The “admiration” part of the avocado comes when it is mashed and used for its texture, which again, defies traditional classification because it is not quite cream, not quite butter, not quite pulp and not quite puree, but a silky unmistakable combination of all four. Without this unique and discernable texture, the world may never have known the fantastical deliciousness of guacamole.

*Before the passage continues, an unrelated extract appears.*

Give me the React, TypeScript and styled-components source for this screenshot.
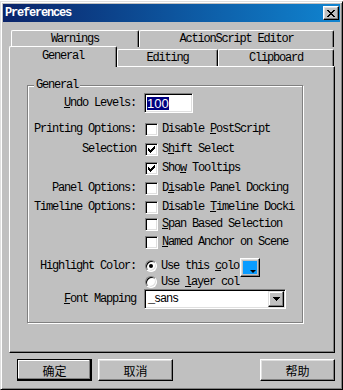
import React from 'react';
import styled, { createGlobalStyle, css } from 'styled-components';

const GlobalStyle = createGlobalStyle`
  html, body {
    margin: 0;
    padding: 0;
    background: #ffffff;
  }
  body {
    font-family: "Liberation Mono", "Noto Sans CJK SC", monospace;
    font-size: 12px;
    color: #000;
  }
`;

const mono = css`
  font-family: "Liberation Mono", "Noto Sans CJK SC", monospace;
  font-size: 12px;
  letter-spacing: -1.2px;
  color: #000;
`;

const raised = css`
  border: 1px solid;
  border-color: #ffffff #000000 #000000 #ffffff;
  box-shadow: inset -1px -1px #808080, inset 1px 1px #dfdfdf;
`;

const sunken = css`
  border: 1px solid;
  border-color: #808080 #ffffff #ffffff #808080;
  box-shadow: inset 1px 1px #000000, inset -1px -1px #dfdfdf;
`;

const Window = styled.div`
  box-sizing: border-box;
  width: 343px;
  height: 389px;
  margin-top: 1px;
  background: #c0c0c0;
  border: 1px solid;
  border-color: #dfdfdf #000000 #000000 #dfdfdf;
  box-shadow: inset 1px 1px #ffffff, inset -1px -1px #808080;
  padding: 2px;
  display: flex;
  flex-direction: column;
`;

const TitleBar = styled.div`
  height: 18px;
  flex: none;
  display: flex;
  align-items: center;
  justify-content: space-between;
  padding-left: 2px;
  background: linear-gradient(to right, #0a246a, #1084d0);
`;

const Title = styled.span`
  ${mono};
  color: #ffffff;
  font-weight: bold;
`;

const CloseButton = styled.div`
  box-sizing: border-box;
  width: 16px;
  height: 14px;
  margin-right: 1px;
  background: #c0c0c0;
  ${raised};
  display: flex;
  align-items: center;
  justify-content: center;
`;

const Body = styled.div`
  flex: 1;
  display: flex;
  flex-direction: column;
  padding: 8px 5px 0 6px;
`;

const TabRow = styled.div<{ $back?: boolean }>`
  display: flex;
  align-items: flex-end;
  height: ${p => (p.$back ? 17 : 19)}px;
  padding-left: ${p => (p.$back ? 2 : 0)}px;
`;

const Tab = styled.div<{ $w: number; $active?: boolean }>`
  ${mono};
  box-sizing: border-box;
  width: ${p => p.$w}px;
  height: ${p => (p.$active ? 21 : 17)}px;
  margin-bottom: ${p => (p.$active ? -1 : 0)}px;
  padding-bottom: ${p => (p.$active ? 3 : 0)}px;
  position: relative;
  z-index: ${p => (p.$active ? 2 : 1)};
  background: #c0c0c0;
  border-top: 1px solid #ffffff;
  border-left: 1px solid #ffffff;
  border-right: 1px solid #000000;
  border-radius: 2px 2px 0 0;
  box-shadow: inset -1px 0 #808080;
  display: flex;
  align-items: center;
  justify-content: center;
  white-space: nowrap;
`;

const Panel = styled.div`
  box-sizing: border-box;
  width: 326px;
  height: 287px;
  flex: none;
  border: 1px solid;
  border-color: #ffffff #000000 #000000 #ffffff;
  box-shadow: inset -1px -1px #808080;
  padding: 18px 0 0 17px;
`;

const GroupBox = styled.div`
  position: relative;
  box-sizing: border-box;
  width: 276px;
  height: 238px;
  border: 1px solid #808080;
  box-shadow: inset 1px 1px #ffffff, 1px 1px #ffffff;
  padding-top: 6px;
`;

const Legend = styled.span`
  ${mono};
  position: absolute;
  top: -8px;
  left: 6px;
  padding: 0 2px;
  line-height: 14px;
  background: #c0c0c0;
`;

const Row = styled.div<{ $h: number; $mt?: number }>`
  display: grid;
  grid-template-columns: 109px 1fr;
  column-gap: 7px;
  align-items: center;
  height: ${p => p.$h}px;
  margin-top: ${p => p.$mt ?? 0}px;
`;

const Label = styled.span`
  ${mono};
  text-align: right;
  white-space: nowrap;
  padding-right: 1px;
`;

const Cell = styled.div<{ $top?: boolean }>`
  display: flex;
  align-items: ${p => (p.$top ? 'flex-start' : 'center')};
  height: 100%;
`;

const TextField = styled.div`
  box-sizing: border-box;
  width: 49px;
  height: 20px;
  background: #ffffff;
  ${sunken};
  padding: 3px 0 0 2px;
`;

const Selected = styled.span`
  font-family: "Liberation Sans", Arial, sans-serif;
  font-size: 13px;
  line-height: 13px;
  background: #000080;
  color: #ffffff;
  display: inline-block;
`;

const CheckLabel = styled.label<{ $w: number }>`
  ${mono};
  display: flex;
  align-items: center;
  gap: 4px;
  width: ${p => p.$w}px;
  padding-left: 1px;
  white-space: nowrap;
  box-sizing: border-box;
`;

const Box = styled.span`
  box-sizing: border-box;
  flex: none;
  width: 13px;
  height: 13px;
  background: #ffffff;
  ${sunken};
  display: flex;
  align-items: center;
  justify-content: center;
`;

const RadioCircle = styled.span`
  box-sizing: border-box;
  flex: none;
  width: 12px;
  height: 12px;
  border-radius: 50%;
  background: #ffffff;
  border: 1px solid;
  border-color: #808080 #ffffff #ffffff #808080;
  box-shadow: inset 1px 1px #000000, inset -1px -1px #dfdfdf;
  display: flex;
  align-items: center;
  justify-content: center;
`;

const Dot = styled.span`
  width: 4px;
  height: 4px;
  border-radius: 50%;
  background: #000000;
`;

const Swatch = styled.div`
  box-sizing: border-box;
  flex: none;
  width: 20px;
  height: 19px;
  margin-top: 4px;
  background: #c0c0c0;
  ${raised};
  padding: 2px;
`;

const SwatchFill = styled.div`
  position: relative;
  width: 100%;
  height: 100%;
  background: #0a9cff;
`;

const SwatchArrow = styled.span`
  position: absolute;
  right: 1px;
  bottom: 1px;
  width: 0;
  height: 0;
  border-left: 3px solid transparent;
  border-right: 3px solid transparent;
  border-top: 3px solid #000000;
`;

const SelectBox = styled.div`
  box-sizing: border-box;
  width: 142px;
  height: 20px;
  background: #ffffff;
  ${sunken};
  display: flex;
  align-items: center;
  justify-content: space-between;
  padding: 1px 1px 1px 3px;
  ${mono};
`;

const DropButton = styled.div`
  box-sizing: border-box;
  width: 16px;
  height: 16px;
  background: #c0c0c0;
  border: 1px solid;
  border-color: #dfdfdf #000000 #000000 #dfdfdf;
  box-shadow: inset -1px -1px #808080, inset 1px 1px #ffffff;
  display: flex;
  align-items: center;
  justify-content: center;
`;

const Footer = styled.div`
  display: flex;
  gap: 6px;
  padding: 6px 0 0 8px;
`;

const Button = styled.div<{ $default?: boolean; $push?: boolean }>`
  box-sizing: border-box;
  width: 75px;
  height: 22px;
  margin-left: ${p => (p.$push ? 'auto' : '0')};
  background: #c0c0c0;
  font-family: "Noto Sans CJK SC", "Liberation Sans", sans-serif;
  font-size: 12px;
  display: flex;
  align-items: center;
  justify-content: center;
  border: 1px solid;
  border-color: ${p => (p.$default ? '#000000' : '#ffffff #000000 #000000 #ffffff')};
  box-shadow: ${p =>
    p.$default
      ? 'inset -1px -1px #000000, inset -2px -2px #808080, inset 1px 1px #ffffff'
      : 'inset -1px -1px #808080, inset 1px 1px #dfdfdf'};
`;

const U = styled.span`
  text-decoration: underline;
  text-underline-offset: 1px;
`;

function CheckMark() {
  const px: [number, number][] = [
    [6, 0], [5, 1], [6, 1], [0, 2], [4, 2], [5, 2], [6, 2],
    [0, 3], [1, 3], [3, 3], [4, 3], [5, 3], [0, 4], [1, 4], [2, 4], [3, 4], [4, 4],
    [1, 5], [2, 5], [3, 5], [2, 6],
  ];
  return (
    <svg width="7" height="7" viewBox="0 0 7 7" shapeRendering="crispEdges">
      {px.map(([x, y]) => (
        <rect key={`${x}-${y}`} x={x} y={y} width="1" height="1" fill="#000" />
      ))}
    </svg>
  );
}

function Check({ checked, w = 149, children }: { checked?: boolean; w?: number; children: React.ReactNode }) {
  return (
    <CheckLabel $w={w}>
      <Box>{checked && <CheckMark />}</Box>
      <span>{children}</span>
    </CheckLabel>
  );
}

function Radio({ on, children }: { on?: boolean; children: React.ReactNode }) {
  return (
    <CheckLabel $w={96}>
      <RadioCircle>{on && <Dot />}</RadioCircle>
      <span>{children}</span>
    </CheckLabel>
  );
}

export default function App() {
  return (
    <>
      <GlobalStyle />
      <Window>
        <TitleBar>
          <Title>Preferences</Title>
          <CloseButton>
            <svg width="8" height="7" viewBox="0 0 8 7" shapeRendering="crispEdges">
              <path d="M0 0h2v1h-2zM6 0h2v1h-2zM1 1h2v1h-2zM5 1h2v1h-2zM2 2h4v1h-4zM3 3h2v1h-2zM2 4h4v1h-4zM1 5h2v1h-2zM5 5h2v1h-2zM0 6h2v1h-2zM6 6h2v1h-2z" fill="#000" />
            </svg>
          </CloseButton>
        </TitleBar>
        <Body>
          <TabRow $back>
            <Tab $w={128}>Warnings</Tab>
            <Tab $w={195}>ActionScript Editor</Tab>
          </TabRow>
          <TabRow>
            <Tab $w={108} $active>General</Tab>
            <Tab $w={101}>Editing</Tab>
            <Tab $w={116}>Clipboard</Tab>
          </TabRow>
          <Panel>
            <GroupBox>
              <Legend>General</Legend>
              <Row $h={22}>
                <Label><U>U</U>ndo Levels:</Label>
                <Cell>
                  <TextField><Selected>100</Selected></TextField>
                </Cell>
              </Row>
              <Row $h={20} $mt={5}>
                <Label>Printing Options:</Label>
                <Check>Disable <U>P</U>ostScript</Check>
              </Row>
              <Row $h={20}>
                <Label>Selection</Label>
                <Check checked>S<U>h</U>ift Select</Check>
              </Row>
              <Row $h={18}>
                <Label />
                <Check checked>Sho<U>w</U> Tooltips</Check>
              </Row>
              <Row $h={22}>
                <Label>Panel Options:</Label>
                <Check>D<U>i</U>sable Panel Docking</Check>
              </Row>
              <Row $h={16}>
                <Label>Timeline Options:</Label>
                <Check>Disable <U>T</U>imeline Docki</Check>
              </Row>
              <Row $h={18}>
                <Label />
                <Check><U>S</U>pan Based Selection</Check>
              </Row>
              <Row $h={18}>
                <Label />
                <Check><U>N</U>amed Anchor on Scene</Check>
              </Row>
              <Row $h={20} $mt={3}>
                <Label>Highlight Color:</Label>
                <Cell $top>
                  <Cell>
                    <Radio on>Use this <U>c</U>olo</Radio>
                  </Cell>
                  <Swatch>
                    <SwatchFill>
                      <SwatchArrow />
                    </SwatchFill>
                  </Swatch>
                </Cell>
              </Row>
              <Row $h={16}>
                <Label />
                <Radio>Use <U>l</U>ayer col</Radio>
              </Row>
              <Row $h={20} $mt={-1}>
                <Label><U>F</U>ont Mapping</Label>
                <Cell>
                  <SelectBox>
                    <span>_sans</span>
                    <DropButton>
                      <svg width="7" height="4" viewBox="0 0 7 4" shapeRendering="crispEdges">
                        <path d="M0 0h7v1h-1v1h-1v1h-1v1h-1v-1h-1v-1h-1v-1h-1z" fill="#000" />
                      </svg>
                    </DropButton>
                  </SelectBox>
                </Cell>
              </Row>
            </GroupBox>
          </Panel>
          <Footer>
            <Button $default>确定</Button>
            <Button>取消</Button>
            <Button $push>帮助</Button>
          </Footer>
        </Body>
      </Window>
    </>
  );
}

IMG_9144But the truly “inducing awe” aspect of the avocado comes when it is used in a way that seems to completely go against its grain, as an additive in smoothies. There is something magical that occurs when an avocado is whipped with cold ingredients that completely mystifies. It turns everything into an ambrosial form of ice cream that is lusciously whipped yet densely creamy which lacks the customary avocado taste yet maintains its undertones of sumptuous richness. Since discovering this, I have gone completely smoothie crazy. My latest favorite recipe below is just the tip of the iceberg in this avocado awesomeness.


1 cup almond milk
½ frozen banana
¼ avocado
2 tablespoons Ovaltine or cocoa powder
1 teaspoon organic maca powder
4 mint leaves
Bee pollen to sprinkle on top

Throw everything in a Nutribullet or other type of blender for 20 seconds and voila!